La inspiración del genio
Nabokov advertía que la inspiración es algo que te sucede de pronto, y que cuando ya lo has sentido, entonces lo puedes identificar en otros.
Los conformistas sospechan que hablar de “inspiración” es tan de mal gusto y anticuado como defender a la torre de marfil. Sin embargo la inspiración existe como existen las torres y los colmillos.
Parecido a lo que decía Burroughs acerca de la genialidad (que él no “era” un genio, ni “tenía genio, sino que estaba “poseído” por el genio), así Nabokov habla de la musa; como un resplandor que llega y te fulmina. La siguiente es una de las mejores descripciones de algo que ojala todos experimentemos alguna vez:
[La inspiración es como] un brillo preliminar, parecido a una variedad benigna del aura antes de un ataque epiléptico, es algo que un artista aprende a percibir muy temprano en su vida.

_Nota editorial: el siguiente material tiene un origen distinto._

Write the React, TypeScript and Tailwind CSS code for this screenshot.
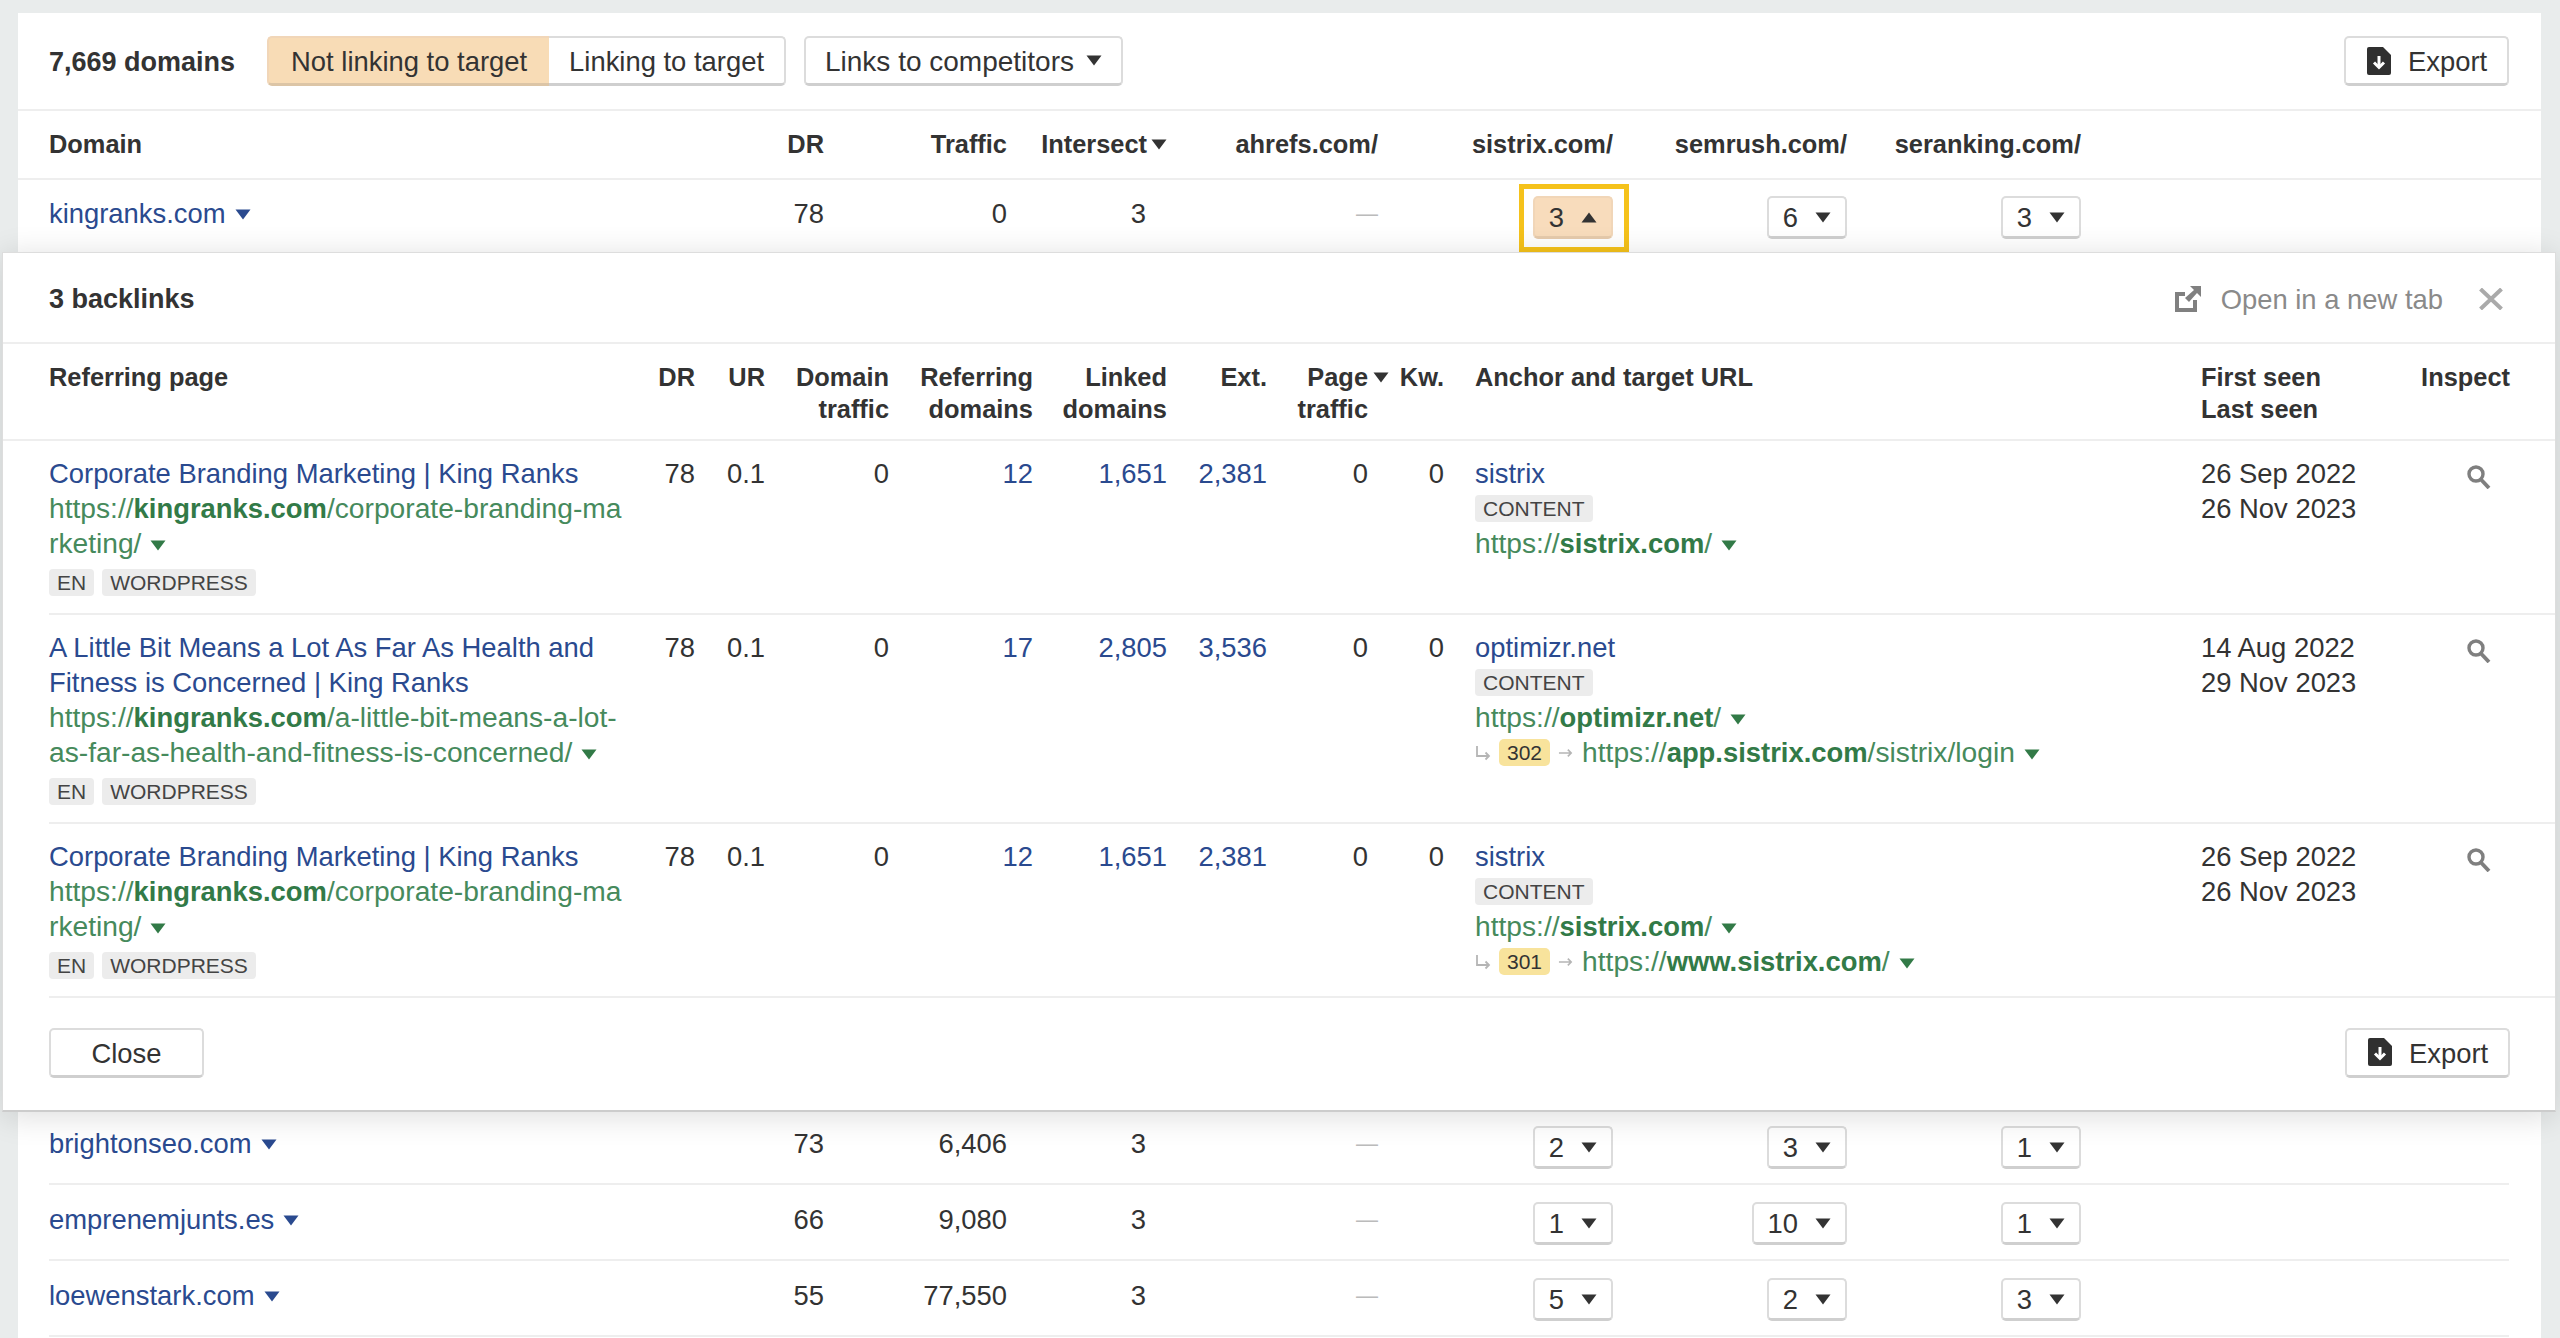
import type { ReactNode } from 'react';

const topCols = 'grid grid-cols-[700px_75px_183px_160px_211px_235px_234px_234px]';
const modalCols = 'grid grid-cols-[601px_45px_70px_124px_144px_134px_100px_101px_76px_757px_199px_110px]';

function Caret({ up, className }: { up?: boolean; className?: string }) {
  return (
    <svg viewBox="0 0 16 11" className={`inline-block w-[16px] h-[11px] shrink-0 fill-current ${className ?? ''}`}>
      <polygon points={up ? '8,0.5 15.5,10.5 0.5,10.5' : '0.5,0.5 15.5,0.5 8,10.5'} />
    </svg>
  );
}

function ExportIcon() {
  return (
    <svg viewBox="0 0 24 28" className="w-[24px] h-[28px]">
      <path d="M2 0H16L24 8V26a2 2 0 0 1-2 2H2a2 2 0 0 1-2-2V2a2 2 0 0 1 2-2Z" fill="#303030" />
      <path d="M12 9V19" stroke="#fff" strokeWidth="3" />
      <path d="M7 15.5L12 20.5L17 15.5" stroke="#fff" strokeWidth="3" fill="none" />
    </svg>
  );
}

function ExportButton() {
  return (
    <button className="flex items-center gap-[17px] w-[165px] h-[50px] pl-[21px] bg-white border-2 border-[#dcdcdc] border-b-[3px] border-b-[#cfcfcf] rounded-[5px]">
      <ExportIcon />
      <span className="pt-[2px]">Export</span>
    </button>
  );
}

function Pill({ n, open }: { n: number; open?: boolean }) {
  return (
    <span
      className={`flex items-center gap-[17px] h-[43px] pl-[14px] pr-[14px] border-2 border-b-[3px] rounded-[5px] ${
        open ? 'bg-[#f8dcbc] border-[#f1d6b8] border-b-[#e6cbac]' : 'bg-white border-[#dcdcdc] border-b-[#cfcfcf]'
      }`}
    >
      {n}
      <Caret up={open} className="text-[#333]" />
    </span>
  );
}

function Tag({ children }: { children: ReactNode }) {
  return <span className="flex items-center h-[27px] px-[8px] bg-[#ececec] rounded-[4px] text-[21px] text-[#444]">{children}</span>;
}

function Url({ pre, strong, rest }: { pre: string; strong: string; rest?: string }) {
  return (
    <span className="text-[#468a5c] text-[28.2px]">
      {pre}
      <b className="text-[#327a47] text-[27.4px]">{strong}</b>
      {rest}
    </span>
  );
}

function Redirect({ code, children }: { code: number; children: ReactNode }) {
  return (
    <div className="flex items-center h-[35px] whitespace-nowrap">
      <svg viewBox="0 0 16 16" className="w-[16px] h-[16px] fill-none stroke-[#b5b5b5] stroke-[1.8]">
        <path d="M2 1V11H14M10.5 7.5L14 11L10.5 14.5" />
      </svg>
      <span className="flex items-center ml-[8px] h-[27px] px-[8px] bg-[#f8e39c] rounded-[5px] text-[21px]">{code}</span>
      <svg viewBox="0 0 16 12" className="ml-[8px] mr-[9px] w-[15px] h-[12px] fill-none stroke-[#b5b5b5] stroke-[1.8]">
        <path d="M1 6H14M10.5 2.5L14 6L10.5 9.5" />
      </svg>
      <span>{children}</span>
    </div>
  );
}

function DomainRow({ name, dr, traffic, vals, first }: { name: string; dr: number; traffic: string; vals: number[]; first?: boolean }) {
  return (
    <div className={`ml-[31px] mr-[32px] ${first ? 'pt-[16px] pb-[13px]' : 'pt-[17px] pb-[14px] border-b-2 border-[#eeeeee]'} ${topCols}`}>
      <a className="flex items-center gap-[9px] h-[35px] text-[#2a4a8f]">
        {name}
        <Caret className="mt-[2px]" />
      </a>
      <span className="text-right">{dr}</span>
      <span className="text-right">{traffic}</span>
      <span className="text-right pr-[21px]">3</span>
      <span className="text-right text-[22px] text-[#bbbbbb]">—</span>
      {vals.map((v, i) => (
        <div key={i} className="flex justify-end">
          {first && i === 0 ? (
            <span className="relative">
              <Pill n={v} open />
              <span className="absolute -top-[12px] -bottom-[13px] -left-[14px] -right-[16px] border-[5px] border-[#f5c21b]" />
            </span>
          ) : (
            <Pill n={v} />
          )}
        </div>
      ))}
    </div>
  );
}

function SearchIcon() {
  return (
    <svg viewBox="0 0 24 24" className="w-[24px] h-[24px] fill-none stroke-[#7f7f7f]">
      <circle cx="9" cy="9" r="7" strokeWidth="3.4" />
      <path d="M14 14.5L22 23" strokeWidth="3.8" />
    </svg>
  );
}

type Backlink = {
  title: string[];
  url: ReactNode;
  ref: string;
  linked: string;
  ext: string;
  anchor: string;
  target: ReactNode;
  redirect?: ReactNode;
  first: string;
  last: string;
};

const backlinks: Backlink[] = [
  {
    title: ['Corporate Branding Marketing | King Ranks'],
    url: (
      <>
        <Url pre="https://" strong="kingranks.com" rest="/corporate-branding-ma" />
        <br />
        <Url pre="" strong="" rest="rketing/" />
      </>
    ),
    ref: '12',
    linked: '1,651',
    ext: '2,381',
    anchor: 'sistrix',
    target: <Url pre="https://" strong="sistrix.com" rest="/" />,
    first: '26 Sep 2022',
    last: '26 Nov 2023',
  },
  {
    title: ['A Little Bit Means a Lot As Far As Health and', 'Fitness is Concerned | King Ranks'],
    url: (
      <>
        <Url pre="https://" strong="kingranks.com" rest="/a-little-bit-means-a-lot-" />
        <br />
        <Url pre="" strong="" rest="as-far-as-health-and-fitness-is-concerned/" />
      </>
    ),
    ref: '17',
    linked: '2,805',
    ext: '3,536',
    anchor: 'optimizr.net',
    target: <Url pre="https://" strong="optimizr.net" rest="/" />,
    redirect: (
      <Redirect code={302}>
        <Url pre="https://" strong="app.sistrix.com" rest="/sistrix/login" />
        <Caret className="ml-[9px] text-[#327a47]" />
      </Redirect>
    ),
    first: '14 Aug 2022',
    last: '29 Nov 2023',
  },
  {
    title: ['Corporate Branding Marketing | King Ranks'],
    url: (
      <>
        <Url pre="https://" strong="kingranks.com" rest="/corporate-branding-ma" />
        <br />
        <Url pre="" strong="" rest="rketing/" />
      </>
    ),
    ref: '12',
    linked: '1,651',
    ext: '2,381',
    anchor: 'sistrix',
    target: <Url pre="https://" strong="sistrix.com" rest="/" />,
    redirect: (
      <Redirect code={301}>
        <Url pre="https://" strong="www.sistrix.com" rest="/" />
        <Caret className="ml-[9px] text-[#327a47]" />
      </Redirect>
    ),
    first: '26 Sep 2022',
    last: '26 Nov 2023',
  },
];

function BacklinkRow({ b }: { b: Backlink }) {
  return (
    <div className={`${modalCols} pt-[15px] pb-[17px] border-b-2 border-[#eeeeee]`}>
      <div className="whitespace-nowrap">
        <div className="text-[#2a4a8f]">
          {b.title.map((t) => (
            <div key={t}>{t}</div>
          ))}
        </div>
        <div>
          {b.url}
          <Caret className="ml-[9px] text-[#327a47]" />
        </div>
        <div className="flex gap-[8px] mt-[8px]">
          <Tag>EN</Tag>
          <Tag>WORDPRESS</Tag>
        </div>
      </div>
      <span className="text-right">78</span>
      <span className="text-right">0.1</span>
      <span className="text-right">0</span>
      <span className="text-right text-[#2a4a8f]">{b.ref}</span>
      <span className="text-right text-[#2a4a8f]">{b.linked}</span>
      <span className="text-right text-[#2a4a8f]">{b.ext}</span>
      <span className="text-right">0</span>
      <span className="text-right">0</span>
      <div className="pl-[31px]">
        <div className="text-[#2a4a8f]">{b.anchor}</div>
        <div className="flex items-center h-[35px]">
          <Tag>CONTENT</Tag>
        </div>
        <div>
          {b.target}
          <Caret className="ml-[9px] text-[#327a47]" />
        </div>
        {b.redirect}
      </div>
      <div>
        <div>{b.first}</div>
        <div>{b.last}</div>
      </div>
      <div className="flex justify-end pr-[19px] pt-[9px]">
        <SearchIcon />
      </div>
    </div>
  );
}

export default function App() {
  return (
    <div className="h-[1338px] overflow-hidden bg-[#e9ecec] pt-[13px] px-[18px] text-[27.4px] leading-[35px] text-[#333333] font-['Liberation_Sans',sans-serif]">
      <div className="bg-white h-full mr-[1px]">
        {/* toolbar */}
        <div className="flex items-center h-[98px] pl-[31px] pr-[32px] border-b-2 border-[#eeeeee]">
          <b className="mr-[32px] pt-[2px] text-[27px]">7,669 domains</b>
          <div className="flex h-[50px]">
            <button className="px-[22px] pt-[2px] bg-[#f8dcb6] border-2 border-r-0 border-[#f1d6b8] border-b-[3px] border-b-[#dcc5a6] rounded-l-[5px]">Not linking to target</button>
            <button className="px-[20px] pt-[2px] bg-white border-2 border-l-0 border-[#dcdcdc] border-b-[3px] border-b-[#cfcfcf] rounded-r-[5px]">Linking to target</button>
          </div>
          <button className="flex items-center gap-[12px] ml-[18px] h-[50px] pl-[19px] pr-[19px] bg-white border-2 border-[#dcdcdc] border-b-[3px] border-b-[#cfcfcf] rounded-[5px]">
            <span className="pt-[2px] text-[28px]">Links to competitors</span>
            <Caret />
          </button>
          <div className="ml-auto">
            <ExportButton />
          </div>
        </div>

        {/* table head */}
        <div className={`${topCols} items-center h-[69px] pl-[31px] border-b-2 border-[#eeeeee] font-bold text-[25.4px]`}>
          <span>Domain</span>
          <span className="text-right">DR</span>
          <span className="text-right">Traffic</span>
          <span className="flex items-center justify-end gap-[4px]">
            Intersect
            <Caret />
          </span>
          <span className="text-right">ahrefs.com/</span>
          <span className="text-right">sistrix.com/</span>
          <span className="text-right">semrush.com/</span>
          <span className="text-right">seranking.com/</span>
        </div>

        <DomainRow first name="kingranks.com" dr={78} traffic="0" vals={[3, 6, 3]} />

        {/* expanded row */}
        <div className="relative z-10 -ml-[16px] -mb-[3px] w-[2554px] bg-white border border-[#dddddd] border-b-2 border-b-[#cccccc] shadow-[0_4px_30px_rgba(0,0,0,0.14)]">
          <div className="flex items-center h-[91px] pt-[3px] pl-[46px] pr-[52px] border-b-2 border-[#eeeeee]">
            <b className="text-[27px]">3 backlinks</b>
            <span className="flex items-center ml-auto text-[#8a8a8a]">
              <svg viewBox="0 0 26 26" className="w-[26px] h-[26px] mr-[20px] fill-[#808080]">
                <path d="M0 6H10V10H4V22H18V14H22V26H0Z" />
                <path d="M15 0H26V11L22 7L14 16L10 12L19 4Z" />
              </svg>
              Open in a new tab
              <svg viewBox="0 0 24 22" className="ml-[36px] w-[24px] h-[22px] stroke-[#aaaaaa] stroke-[4]">
                <path d="M1.5 1L22.5 21M22.5 1L1.5 21" />
              </svg>
            </span>
          </div>

          <div className={`${modalCols} pl-[46px] pt-[17px] pb-[14px] leading-[32px] font-bold text-[25.4px] border-b-2 border-[#eeeeee]`}>
            <span>Referring page</span>
            <span className="text-right">DR</span>
            <span className="text-right">UR</span>
            <span className="text-right">
              Domain
              <br />
              traffic
            </span>
            <span className="text-right">
              Referring
              <br />
              domains
            </span>
            <span className="text-right">
              Linked
              <br />
              domains
            </span>
            <span className="text-right">Ext.</span>
            <span className="text-right">
              <span className="inline-flex items-center gap-[5px] -mr-[21px]">
                Page
                <Caret />
              </span>
              <br />
              traffic
            </span>
            <span className="text-right">Kw.</span>
            <span className="pl-[31px]">Anchor and target URL</span>
            <span>
              First seen
              <br />
              Last seen
            </span>
            <span className="text-right">Inspect</span>
          </div>

          <div className="pl-[46px]">
            {backlinks.map((b, i) => (
              <BacklinkRow key={i} b={b} />
            ))}
          </div>

          <div className="flex items-center justify-between h-[112px] pb-[3px] pl-[46px] pr-[45px]">
            <button className="w-[155px] h-[50px] pt-[2px] bg-white border-2 border-[#dcdcdc] border-b-[3px] border-b-[#cfcfcf] rounded-[5px]">Close</button>
            <ExportButton />
          </div>
        </div>

        <DomainRow name="brightonseo.com" dr={73} traffic="6,406" vals={[2, 3, 1]} />
        <DomainRow name="emprenemjunts.es" dr={66} traffic="9,080" vals={[1, 10, 1]} />
        <DomainRow name="loewenstark.com" dr={55} traffic="77,550" vals={[5, 2, 3]} />
      </div>
    </div>
  );
}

El miedo a confesar la inspiración fue para Nabokov uno de los peores errores que cometieron los escritores. Y es precisamente eso lo que debemos buscar en los libros que leemos, ya que la misma musa que visitó a los griegos, los ingleses, los rusos, aquella que coqueteó con Coleridge, da Vinci, Cocteau o Hesse, es la que deja su estela boreal entre las letras, y es la que hace de la literatura una cosa deleitante e inmortal, una historia continua.
Un autor que no tiene miedo de confesar que ha conocido la inspiración […] debe buscar la reluciente marca de esa emoción en el trabajo de sus colegas autores. El rayo de la inspiración cae invariablemente: puedes observar su centelleo en esta o esa pieza de gran escritura, ya sea un momento extendido de verso fino, o un pasaje de Joyce o Tolstoi, o una frase de un cuento corto, o un chispazo de genialidad en el ensayo de un naturalista, o de un académico, o incluso en el artículo de un reseñista de libros.